> EXERCISE GOAL
Write out the entries verbatim and leave the images out of the copy.

— BEGIN —

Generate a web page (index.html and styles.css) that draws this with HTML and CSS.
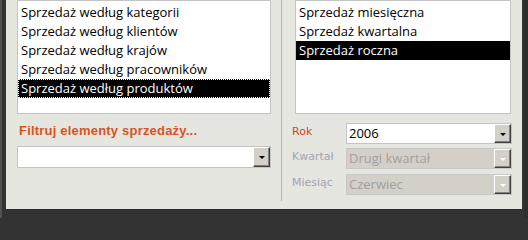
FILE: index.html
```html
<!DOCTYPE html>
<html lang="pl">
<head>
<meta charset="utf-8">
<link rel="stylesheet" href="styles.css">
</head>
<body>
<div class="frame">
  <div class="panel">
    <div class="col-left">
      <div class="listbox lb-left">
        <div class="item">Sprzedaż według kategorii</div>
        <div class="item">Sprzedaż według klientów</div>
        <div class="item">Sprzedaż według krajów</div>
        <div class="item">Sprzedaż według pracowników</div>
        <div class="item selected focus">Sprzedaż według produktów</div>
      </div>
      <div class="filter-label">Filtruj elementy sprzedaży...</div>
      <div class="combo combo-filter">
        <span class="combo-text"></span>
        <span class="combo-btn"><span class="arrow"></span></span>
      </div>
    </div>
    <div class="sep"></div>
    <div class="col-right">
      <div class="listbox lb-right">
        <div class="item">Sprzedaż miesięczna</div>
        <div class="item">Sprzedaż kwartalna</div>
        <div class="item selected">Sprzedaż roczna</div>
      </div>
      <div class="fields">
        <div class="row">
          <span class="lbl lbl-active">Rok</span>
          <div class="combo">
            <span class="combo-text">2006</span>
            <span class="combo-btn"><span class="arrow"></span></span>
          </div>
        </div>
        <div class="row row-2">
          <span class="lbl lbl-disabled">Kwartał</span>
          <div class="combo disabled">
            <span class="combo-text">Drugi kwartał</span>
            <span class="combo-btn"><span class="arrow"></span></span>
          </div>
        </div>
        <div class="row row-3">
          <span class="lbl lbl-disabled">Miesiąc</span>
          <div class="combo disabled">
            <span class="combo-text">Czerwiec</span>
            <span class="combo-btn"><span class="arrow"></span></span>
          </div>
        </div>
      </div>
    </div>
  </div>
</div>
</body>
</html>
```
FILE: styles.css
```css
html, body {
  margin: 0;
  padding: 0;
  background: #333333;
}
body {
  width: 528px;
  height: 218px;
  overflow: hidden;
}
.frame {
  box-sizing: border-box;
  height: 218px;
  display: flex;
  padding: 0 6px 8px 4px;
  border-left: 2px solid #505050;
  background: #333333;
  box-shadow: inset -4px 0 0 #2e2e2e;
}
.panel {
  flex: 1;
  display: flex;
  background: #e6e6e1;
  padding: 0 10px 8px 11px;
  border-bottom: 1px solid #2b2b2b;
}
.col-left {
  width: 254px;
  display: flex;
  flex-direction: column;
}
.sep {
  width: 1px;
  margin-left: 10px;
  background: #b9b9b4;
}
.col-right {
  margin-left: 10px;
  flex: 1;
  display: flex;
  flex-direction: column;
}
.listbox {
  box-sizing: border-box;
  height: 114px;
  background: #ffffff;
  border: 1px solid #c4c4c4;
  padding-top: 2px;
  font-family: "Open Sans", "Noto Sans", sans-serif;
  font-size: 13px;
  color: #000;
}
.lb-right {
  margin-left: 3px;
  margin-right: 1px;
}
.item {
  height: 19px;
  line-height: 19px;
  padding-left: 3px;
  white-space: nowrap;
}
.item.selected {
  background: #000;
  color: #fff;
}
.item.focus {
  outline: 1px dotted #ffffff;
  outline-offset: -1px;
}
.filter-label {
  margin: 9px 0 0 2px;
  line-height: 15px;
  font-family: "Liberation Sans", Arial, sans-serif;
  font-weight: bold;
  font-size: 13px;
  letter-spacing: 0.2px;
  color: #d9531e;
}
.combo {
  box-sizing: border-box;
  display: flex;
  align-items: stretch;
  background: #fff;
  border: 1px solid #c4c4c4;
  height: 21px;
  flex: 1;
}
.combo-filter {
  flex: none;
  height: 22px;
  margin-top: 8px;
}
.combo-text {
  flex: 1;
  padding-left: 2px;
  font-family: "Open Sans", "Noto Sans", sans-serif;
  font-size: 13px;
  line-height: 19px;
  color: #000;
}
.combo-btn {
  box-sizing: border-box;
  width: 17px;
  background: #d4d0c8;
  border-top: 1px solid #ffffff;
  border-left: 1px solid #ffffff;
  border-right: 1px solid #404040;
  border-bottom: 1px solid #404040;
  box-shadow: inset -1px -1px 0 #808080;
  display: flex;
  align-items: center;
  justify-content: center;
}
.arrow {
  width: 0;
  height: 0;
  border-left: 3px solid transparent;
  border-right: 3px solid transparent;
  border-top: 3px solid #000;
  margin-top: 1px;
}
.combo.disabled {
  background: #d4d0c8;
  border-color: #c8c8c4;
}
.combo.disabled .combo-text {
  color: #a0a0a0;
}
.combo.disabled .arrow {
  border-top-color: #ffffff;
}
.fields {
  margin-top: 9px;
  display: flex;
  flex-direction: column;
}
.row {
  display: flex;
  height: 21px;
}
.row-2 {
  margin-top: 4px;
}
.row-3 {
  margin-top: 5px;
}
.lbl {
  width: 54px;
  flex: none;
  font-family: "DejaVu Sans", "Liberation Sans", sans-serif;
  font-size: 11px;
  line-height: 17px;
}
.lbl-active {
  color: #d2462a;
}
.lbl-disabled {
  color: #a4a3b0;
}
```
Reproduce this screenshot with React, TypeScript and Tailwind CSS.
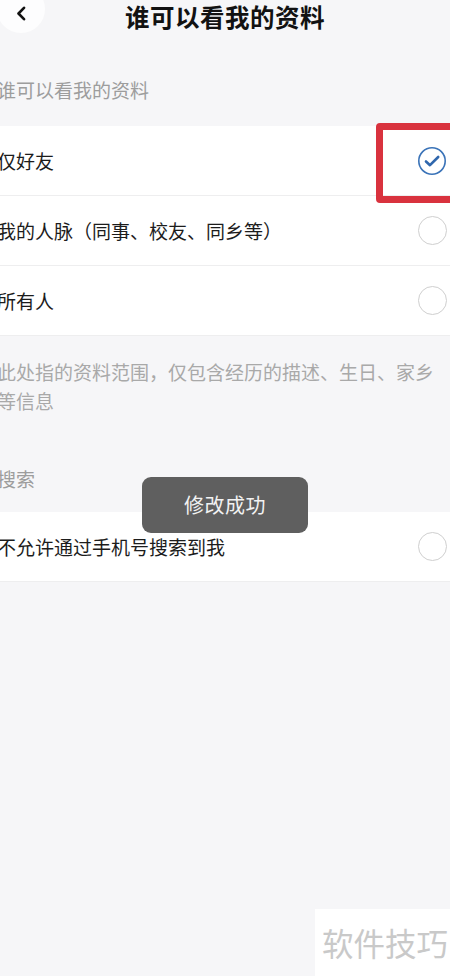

— END —

> WRITTEN RESPONSE
Generate a web page (index.html and styles.css) that draws this with HTML and CSS.
FILE: index.html
```html
<!DOCTYPE html>
<html lang="pl">
<head>
<meta charset="utf-8">
<link rel="stylesheet" href="styles.css">
</head>
<body>
<div class="frame">
  <div class="panel">
    <div class="col-left">
      <div class="listbox lb-left">
        <div class="item">Sprzedaż według kategorii</div>
        <div class="item">Sprzedaż według klientów</div>
        <div class="item">Sprzedaż według krajów</div>
        <div class="item">Sprzedaż według pracowników</div>
        <div class="item selected focus">Sprzedaż według produktów</div>
      </div>
      <div class="filter-label">Filtruj elementy sprzedaży...</div>
      <div class="combo combo-filter">
        <span class="combo-text"></span>
        <span class="combo-btn"><span class="arrow"></span></span>
      </div>
    </div>
    <div class="sep"></div>
    <div class="col-right">
      <div class="listbox lb-right">
        <div class="item">Sprzedaż miesięczna</div>
        <div class="item">Sprzedaż kwartalna</div>
        <div class="item selected">Sprzedaż roczna</div>
      </div>
      <div class="fields">
        <div class="row">
          <span class="lbl lbl-active">Rok</span>
          <div class="combo">
            <span class="combo-text">2006</span>
            <span class="combo-btn"><span class="arrow"></span></span>
          </div>
        </div>
        <div class="row row-2">
          <span class="lbl lbl-disabled">Kwartał</span>
          <div class="combo disabled">
            <span class="combo-text">Drugi kwartał</span>
            <span class="combo-btn"><span class="arrow"></span></span>
          </div>
        </div>
        <div class="row row-3">
          <span class="lbl lbl-disabled">Miesiąc</span>
          <div class="combo disabled">
            <span class="combo-text">Czerwiec</span>
            <span class="combo-btn"><span class="arrow"></span></span>
          </div>
        </div>
      </div>
    </div>
  </div>
</div>
</body>
</html>
```
FILE: styles.css
```css
html, body {
  margin: 0;
  padding: 0;
  background: #333333;
}
body {
  width: 528px;
  height: 218px;
  overflow: hidden;
}
.frame {
  box-sizing: border-box;
  height: 218px;
  display: flex;
  padding: 0 6px 8px 4px;
  border-left: 2px solid #505050;
  background: #333333;
  box-shadow: inset -4px 0 0 #2e2e2e;
}
.panel {
  flex: 1;
  display: flex;
  background: #e6e6e1;
  padding: 0 10px 8px 11px;
  border-bottom: 1px solid #2b2b2b;
}
.col-left {
  width: 254px;
  display: flex;
  flex-direction: column;
}
.sep {
  width: 1px;
  margin-left: 10px;
  background: #b9b9b4;
}
.col-right {
  margin-left: 10px;
  flex: 1;
  display: flex;
  flex-direction: column;
}
.listbox {
  box-sizing: border-box;
  height: 114px;
  background: #ffffff;
  border: 1px solid #c4c4c4;
  padding-top: 2px;
  font-family: "Open Sans", "Noto Sans", sans-serif;
  font-size: 13px;
  color: #000;
}
.lb-right {
  margin-left: 3px;
  margin-right: 1px;
}
.item {
  height: 19px;
  line-height: 19px;
  padding-left: 3px;
  white-space: nowrap;
}
.item.selected {
  background: #000;
  color: #fff;
}
.item.focus {
  outline: 1px dotted #ffffff;
  outline-offset: -1px;
}
.filter-label {
  margin: 9px 0 0 2px;
  line-height: 15px;
  font-family: "Liberation Sans", Arial, sans-serif;
  font-weight: bold;
  font-size: 13px;
  letter-spacing: 0.2px;
  color: #d9531e;
}
.combo {
  box-sizing: border-box;
  display: flex;
  align-items: stretch;
  background: #fff;
  border: 1px solid #c4c4c4;
  height: 21px;
  flex: 1;
}
.combo-filter {
  flex: none;
  height: 22px;
  margin-top: 8px;
}
.combo-text {
  flex: 1;
  padding-left: 2px;
  font-family: "Open Sans", "Noto Sans", sans-serif;
  font-size: 13px;
  line-height: 19px;
  color: #000;
}
.combo-btn {
  box-sizing: border-box;
  width: 17px;
  background: #d4d0c8;
  border-top: 1px solid #ffffff;
  border-left: 1px solid #ffffff;
  border-right: 1px solid #404040;
  border-bottom: 1px solid #404040;
  box-shadow: inset -1px -1px 0 #808080;
  display: flex;
  align-items: center;
  justify-content: center;
}
.arrow {
  width: 0;
  height: 0;
  border-left: 3px solid transparent;
  border-right: 3px solid transparent;
  border-top: 3px solid #000;
  margin-top: 1px;
}
.combo.disabled {
  background: #d4d0c8;
  border-color: #c8c8c4;
}
.combo.disabled .combo-text {
  color: #a0a0a0;
}
.combo.disabled .arrow {
  border-top-color: #ffffff;
}
.fields {
  margin-top: 9px;
  display: flex;
  flex-direction: column;
}
.row {
  display: flex;
  height: 21px;
}
.row-2 {
  margin-top: 4px;
}
.row-3 {
  margin-top: 5px;
}
.lbl {
  width: 54px;
  flex: none;
  font-family: "DejaVu Sans", "Liberation Sans", sans-serif;
  font-size: 11px;
  line-height: 17px;
}
.lbl-active {
  color: #d2462a;
}
.lbl-disabled {
  color: #a4a3b0;
}
```
Reproduce this screenshot with React, TypeScript and Tailwind CSS.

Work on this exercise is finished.